We’ve all seen what the failed War On Drugs has delivered and it’s not pretty. There has to be education and ‘balanced’ legislation to mitigate against people purchasing their opiates from the dark-web, or using illicit street drugs. Both of these options can be extremely dangerous unknown quantities.
People use opiates to manage pain. It can be acute and/or chronic physical pain, or as is often the case with illicit opioids, for the self-medication and/or escape from past or present psychological pain and/or trauma. Often, it’s usually much easier to fix the physical pain.
The psychological variety has a tendency to be far more deeply ingrained and difficult to get at. That’s especially true when factors contributing to that pain are societal or emotional… but they also need to be addressed, rather than ignored or conveniently side-stepped as a problem too difficult (aka expensive) to fix. Too deep a subject for here and now.

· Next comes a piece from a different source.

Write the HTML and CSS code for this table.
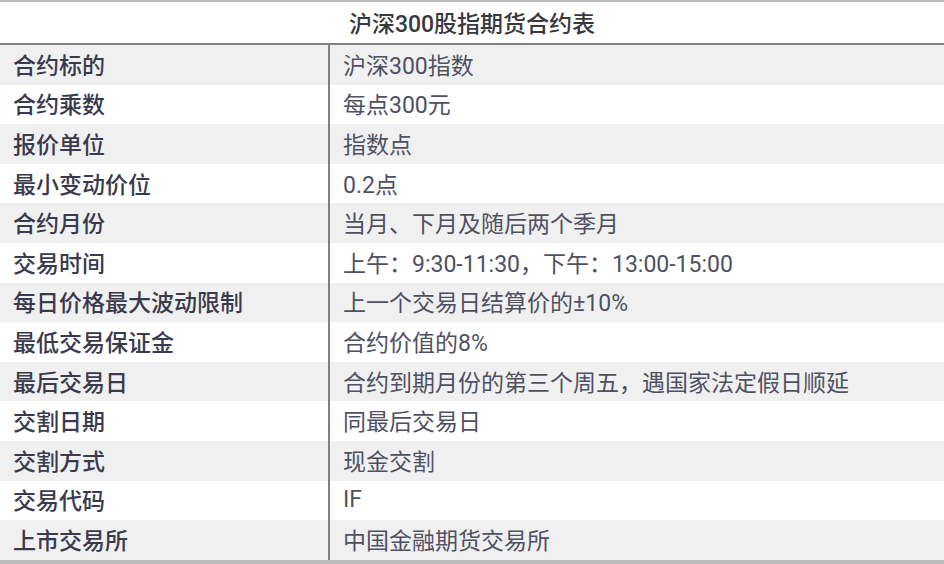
FILE: index.html
```html
<!DOCTYPE html>
<html lang="zh-CN">
<head>
<meta charset="utf-8">
<title>沪深300股指期货合约表</title>
<link rel="stylesheet" href="styles.css">
</head>
<body>
<div class="sheet">
  <div class="title">沪深300股指期货合约表</div>
  <div class="rows">
    <div class="row alt"><div class="label">合约标的</div><div class="value">沪深300指数</div></div>
    <div class="row"><div class="label">合约乘数</div><div class="value">每点300元</div></div>
    <div class="row alt"><div class="label">报价单位</div><div class="value">指数点</div></div>
    <div class="row"><div class="label">最小变动价位</div><div class="value">0.2点</div></div>
    <div class="row alt"><div class="label">合约月份</div><div class="value">当月、下月及随后两个季月</div></div>
    <div class="row"><div class="label">交易时间</div><div class="value">上午：9:30-11:30，下午：13:00-15:00</div></div>
    <div class="row alt"><div class="label">每日价格最大波动限制</div><div class="value">上一个交易日结算价的±10%</div></div>
    <div class="row"><div class="label">最低交易保证金</div><div class="value">合约价值的8%</div></div>
    <div class="row alt"><div class="label">最后交易日</div><div class="value">合约到期月份的第三个周五，遇国家法定假日顺延</div></div>
    <div class="row"><div class="label">交割日期</div><div class="value">同最后交易日</div></div>
    <div class="row alt"><div class="label">交割方式</div><div class="value">现金交割</div></div>
    <div class="row"><div class="label">交易代码</div><div class="value">IF</div></div>
    <div class="row alt"><div class="label">上市交易所</div><div class="value">中国金融期货交易所</div></div>
  </div>
</div>
</body>
</html>
```

FILE: styles.css
```css
html, body {
  margin: 0;
  padding: 0;
  background: #ffffff;
}

body {
  font-family: "Roboto", "Noto Sans CJK SC", sans-serif;
  font-size: 23px;
}

.sheet {
  width: 944px;
  border-top: 2px solid #bbbbbb;
  border-bottom: 4px solid #bbbbbb;
}

.title {
  height: 41px;
  box-sizing: border-box;
  padding-bottom: 2px;
  display: flex;
  align-items: center;
  justify-content: center;
  font-weight: 500;
  color: #38383e;
  border-bottom: 2px solid #808080;
}

.title {
  height: 43px;
}

.rows {
  display: flex;
  flex-direction: column;
}

.row {
  height: 39.6px;
  display: flex;
  background: #ffffff;
}

.row.alt {
  background: #f0f0f0;
}

.label {
  width: 330px;
  flex: none;
  box-sizing: border-box;
  padding-left: 13px;
  padding-bottom: 2px;
  display: flex;
  align-items: center;
  border-right: 2px solid #808080;
  font-weight: 500;
  color: #3a3a4e;
}

.value {
  flex: 1;
  padding-left: 13px;
  padding-bottom: 2px;
  display: flex;
  align-items: center;
  color: #505064;
  white-space: nowrap;
}
```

Persistent Pain: Over 14 million people over the world live with persistent pain and of those, almost one in four said that pain had kept them from their usual activities (including work) on at least 14 days in the last three months. (The NHS)
You might have persistent pain, you might be stuck in the pain cycle however; pills aren’t necessarily the best answer. Or even the most appropriate solution for combating the problem. It’s just that usually we simply want a quick and easy fix and pills can provide that.
The need to learn pain self management skills and using them in everyday activities, is very important. It is certainly not all up to your doctor or healthcare team to manage your pain. (Dr Pete Moore, The Pain Toolkit)
It’s clinically known that the mind mostly controls how and when we experience one or more of the three basic types of pain. But it should also be remembered, that’s not the full story.
It is worth remembering, when considering pills (or more of them), there could be a different and more productive way to manage how you’re feeling.
Often, our mind can provide better tools than simply resorting to even more pills to help us overcome our long-term pain. Using our mind and adjusting how we think can be an effective self-management tool. One that provides a far more rounded and holistic approach, without any of the addictive hooks. It’s also got to be a far better solution than becoming the latest victim of the Opiate Crisis.
CBT & Mindfulness
- Mindfulness-based stress reduction (MBSR) and cognitive-behavioural therapy (CBT) can improve physical functioning and reduce pain intensity and distress in patients with chronic pain (CP), when evaluated against control conditions.
- MBSR offers a potentially helpful intervention for CP management. Additional research using consistent measures is however required to guide decisions about the benefits of providing CBT or MBSR as a preferred option.
Source: Khoo E, Small R, Cheng W, et al Comparative evaluation of group-based mindfulness-based stress reduction and cognitive behavioural therapy for the treatment and management of chronic pain: A systematic review and network meta-analysis Evidence-Based Mental Health 2019;22:26-35.
I don’t believe the UK is suffering from the same sort of issues that America currently finds itself impacted by. At least not yet. That said, we would be foolish to take our eyes off the ball. Just as our government has been immensely stupid in cutting back on so many of those public services which help to mitigate against such problems.
Yes, it’s a source of anger and frustration that public policy and societal factors have lead many towards the problems they now face however; it’s also worth remembering… Drugs Can’t (and won’t) Fix ALL Our Pain!
NB: Please seek the advice of a medical practitioner, or other suitably qualified clinical professional, prior to making any changes to how you use (or don’t use) any medication that has been prescribed to you.